How happy that man must have been [pointing to the portrait of Governor
Paca] having to govern this sovereign State on that day when, within
these very halls the act was ratified which, by the recognition of your
very enemy, raised your country to an independent nation.
Ye spirits of the departed! cast a ray of consolation by the voice of
your nation over that injured land, whose elected chief, a wandering
exile for having dared to imitate you, lays the trembling hopes of an
oppressed continent before the generous heart of your people--now not
only an independent nation but also a mighty and glorious power.

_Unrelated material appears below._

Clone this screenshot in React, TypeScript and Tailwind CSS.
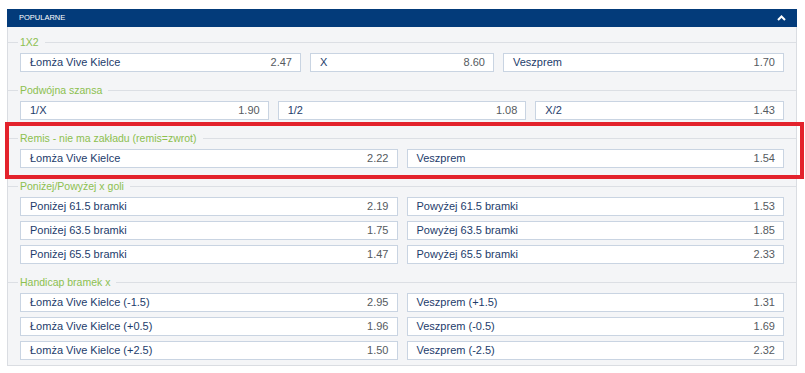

Alas! what a difference in the success of two like deeds! Have we not
done what ye did? Yes, we have. Was the cause for which we did it not
alike sacred and just as yours? It was. Or have we not fought to
sustain it with equal resolution as your brethren did? Bold though it be
to claim a glory such as America has, I am bold to claim, and say--yes,
we did. And yet what a difference in the result! And whence this
difference? Only out of that single circumstance that, while you, in
your struggle, meet with _assistance_, we in ours met not even with
_"fair play:"_ since, when we fought, there was nobody on earth to
maintain "the laws of nature's God."
During our struggle, America was silent and England did not stir; and
while you were assisted by a French King, we were forsaken by a French
Republic--itself now trodden down because it has forsaken us?
Well, we are not broken yet. There is hope for us, because there is a
God in heaven and an America on earth. May be that our nameless woes
were necessary, that the glorious destiny of America may be fulfilled;
that after it had been an asylum for the oppressed, it should become, by
regenerating Europe, the pillar of manhood's liberty.